• [Description of the task]:
Drop every picture. Then return, exactly, the lines from the beginning of the listing below through the one containing "min-h-screen flex-col bg-[#fafafa]".

[A block of data]

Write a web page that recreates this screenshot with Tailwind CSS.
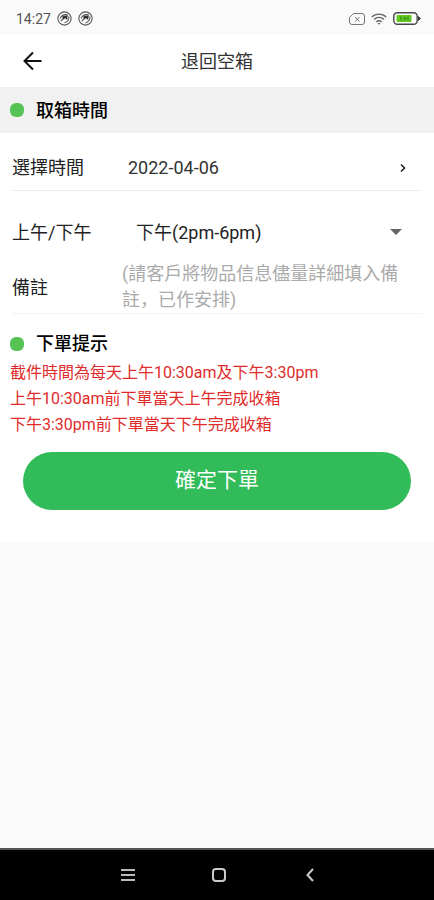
<!DOCTYPE html>
<html lang="zh">
<head>
<meta charset="utf-8">
<meta name="viewport" content="width=device-width, initial-scale=1">
<title>退回空箱</title>
<script src="https://cdn.jsdelivr.net/npm/@tailwindcss/browser@4"></script>
</head>
<body class="flex min-h-screen flex-col bg-[#fafafa] font-[Roboto,'Noto_Sans_CJK_SC',sans-serif] text-[#222]">

  <!-- Status bar -->
  <div class="flex h-[35px] items-center justify-between bg-[#fafafa] pt-[2px] pr-[13px] pl-4 text-[#555]">
    <div class="flex items-center gap-[6px]">
      <span class="text-sm">14:27</span>
      <svg class="size-[15px]" viewBox="0 0 14 14" fill="none" stroke="#555"><circle cx="7" cy="7" r="6.200"/><path d="M3 7C4 4 6.500 3 10 3.500M11 5c.5 3-1 5.500-4 6M3.500 9.500 6 7"/><path d="M5 5 10 4 9.500 8.500 7.500 6.800 5.500 8Z" fill="#333" stroke="none"/></svg>
      <svg class="size-[15px]" viewBox="0 0 14 14" fill="none" stroke="#555"><circle cx="7" cy="7" r="6.200"/><path d="M3 7C4 4 6.500 3 10 3.500M11 5c.5 3-1 5.500-4 6M3.500 9.500 6 7"/><path d="M5 5 10 4 9.500 8.500 7.500 6.800 5.500 8Z" fill="#333" stroke="none"/></svg>
    </div>
    <div class="flex items-center gap-[6px]">
      <svg class="h-3 w-4" viewBox="0 0 16 12" fill="none" stroke="#777"><path d="M4.500.5H13A2.500 2.500 0 0 1 15.500 3v6A2.500 2.500 0 0 1 13 11.500H3A2.500 2.500 0 0 1 .5 9V4.500Z"/><path d="m6 4 4.500 4.500M10.500 4 6 8.500"/></svg>
      <svg class="h-3 w-4" viewBox="0 0 16 12" fill="none" stroke="#666" stroke-width="1.300"><path d="M.7 4a10.500 10.500 0 0 1 14.600 0M3 6.500a7 7 0 0 1 10 0M5.300 9a4 4 0 0 1 5.400 0"/><path d="M6.500 10h3L8 11.800Z" fill="#666" stroke="none"/></svg>
      <svg class="h-[13px] w-7" viewBox="0 0 28 13"><rect x=".8" y=".8" width="23.400" height="11.400" rx="3.500" fill="#fff" stroke="#444" stroke-width="1.400"/><path d="M25.500 4.500 27.500 6.500 25.500 8.500Z" fill="#444" stroke="#444"/><rect x="3.500" y="3" width="15" height="7" rx="1" fill="#5fc91f"/><path d="M8 4.500v4M11.500 4.500v4M12 6.500h2M15 4.500v4" stroke="#3f9a1c" stroke-width="1.500"/></svg>
    </div>
  </div>

  <!-- App bar -->
  <header class="grid h-[52px] grid-cols-[48px_1fr_48px] items-center bg-white px-2">
    <button type="button" aria-label="返回" class="flex size-12 items-center justify-center">
      <svg class="size-5" viewBox="0 0 20 20" fill="none" stroke="#111" stroke-width="2"><path d="M19.500 10H3M11 1.500 2.500 10l8.500 8.500"/></svg>
    </button>
    <h1 class="text-center text-[18px] text-[#333]">退回空箱</h1>
  </header>

  <main class="grow">
    <form class="bg-white pb-[33px]">
      <div class="flex h-[46px] items-center gap-3 bg-[#f1f1f1] px-[10px]">
        <span class="size-[14px] rounded-[6px] bg-[#54c354]"></span>
        <h2 class="text-[18px] font-medium text-black">取箱時間</h2>
      </div>

      <div class="mx-3 flex h-[58px] items-center border-b border-[#eee] pt-3">
        <label for="date" class="w-[116px] text-[18px]">選擇時間</label>
        <button id="date" type="button" class="flex grow items-center justify-between pr-4 text-left text-[18px] text-[#333]">
          2022-04-06
          <svg class="h-[10px] w-[6px]" viewBox="0 0 6 10" fill="none" stroke="#222" stroke-width="1.600"><path d="m1 1.500 3.500 3.500L1 8.500"/></svg>
        </button>
      </div>

      <div class="mx-3 flex h-[70px] items-center pt-3">
        <label for="period" class="w-[124px] text-[18px]">上午/下午</label>
        <div class="grid grow items-center">
          <select id="period" class="col-start-1 row-start-1 appearance-none bg-transparent text-[18px]">
            <option>下午(2pm-6pm)</option>
            <option>上午(10am-1pm)</option>
          </select>
          <svg class="pointer-events-none col-start-1 row-start-1 mr-5 h-[6px] w-[12px] justify-self-end" viewBox="0 0 12 6"><path d="M0 0h12L6 6Z" fill="#666"/></svg>
        </div>
      </div>

      <div class="mx-3 flex items-center border-b border-[#f4f4f4]">
        <label for="note" class="w-[110px] shrink-0 text-[18px]">備註</label>
        <textarea id="note" rows="2" class="block grow resize-none overflow-hidden pr-3 text-[18px] leading-[26px] placeholder:text-[#aaa]" placeholder="(請客戶將物品信息儘量詳細填入備註，已作安排)"></textarea>
      </div>

      <div class="flex items-center gap-3 px-[10px] pt-4">
        <span class="size-[14px] rounded-[6px] bg-[#54c354]"></span>
        <h2 class="text-[18px] leading-[28px] font-medium text-black">下單提示</h2>
      </div>
      <div class="px-[10px] pt-[2px] text-[16px] leading-[26px] text-[#e02b2b]">
        <p>截件時間為每天上午10:30am及下午3:30pm</p>
        <p>上午10:30am前下單當天上午完成收箱</p>
        <p>下午3:30pm前下單當天下午完成收箱</p>
      </div>
      <div class="px-[23px] pt-[14px]">
        <button type="submit" class="h-[58px] w-full rounded-full bg-[#31bb59] text-[21px] text-white">確定下單</button>
      </div>
    </form>
  </main>

  <!-- System navigation -->
  <nav aria-label="系統導覽" class="grid h-[52px] grid-cols-[1fr_91px_91px_91px_1fr] items-center border-t-2 border-[#555] bg-black pl-1">
    <button type="button" aria-label="最近" class="col-start-2 flex h-12 items-center justify-center">
      <svg class="size-[14px]" viewBox="0 0 14 14" stroke="#bbb" stroke-width="2"><path d="M0 2h14M0 7h14M0 12h14"/></svg>
    </button>
    <button type="button" aria-label="主畫面" class="flex h-12 items-center justify-center">
      <svg class="size-4" viewBox="0 0 16 16" fill="none" stroke="#ccc" stroke-width="2"><rect x="2" y="2" width="12" height="12" rx="3"/></svg>
    </button>
    <button type="button" aria-label="返回上一頁" class="flex h-12 items-center justify-center">
      <svg class="h-[14px] w-2" viewBox="0 0 8 14" fill="none" stroke="#ccc" stroke-width="2"><path d="M7 1 1.500 7 7 13"/></svg>
    </button>
  </nav>
</body>
</html>
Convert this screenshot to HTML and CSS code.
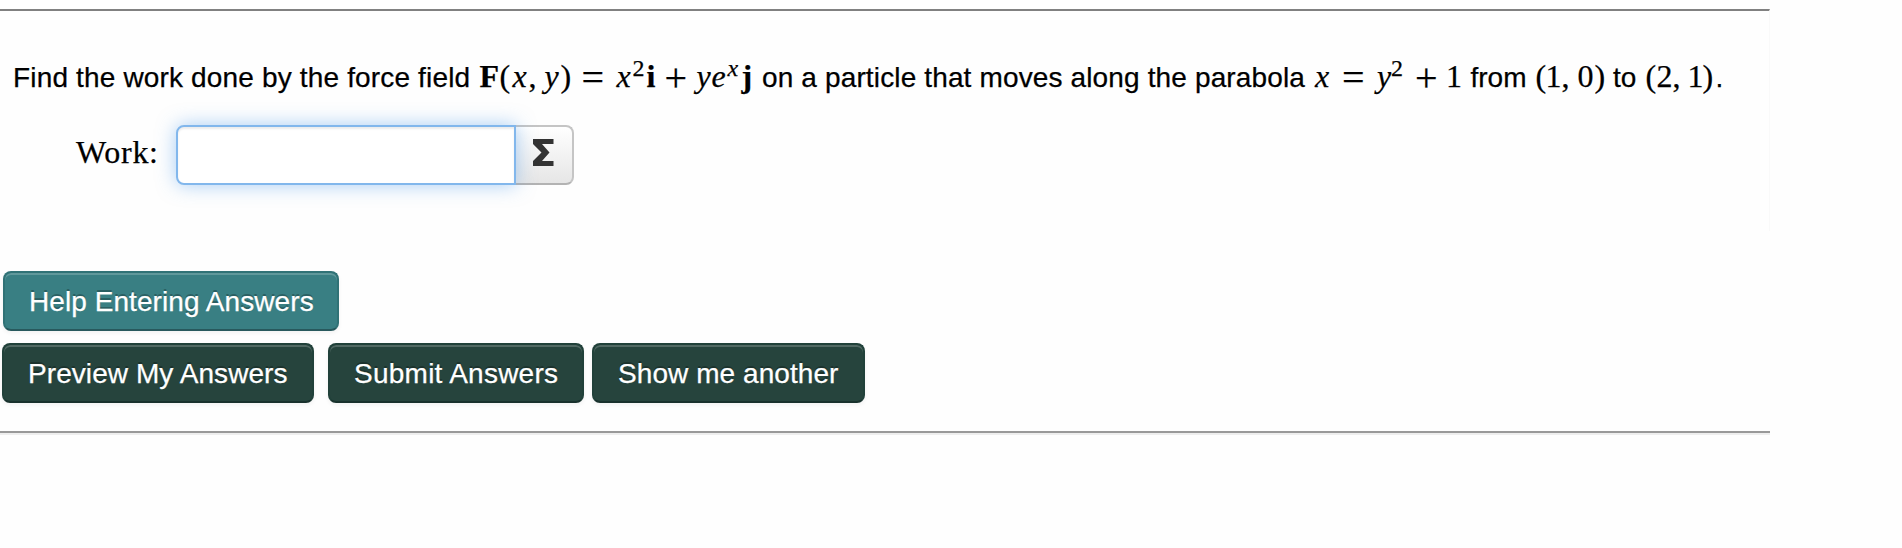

• [Answer to the exercise]:
Write a web page that recreates this screenshot with Tailwind CSS.
<!DOCTYPE html>
<html lang="zh">
<head>
<meta charset="utf-8">
<meta name="viewport" content="width=device-width, initial-scale=1">
<title>退回空箱</title>
<script src="https://cdn.jsdelivr.net/npm/@tailwindcss/browser@4"></script>
</head>
<body class="flex min-h-screen flex-col bg-[#fafafa] font-[Roboto,'Noto_Sans_CJK_SC',sans-serif] text-[#222]">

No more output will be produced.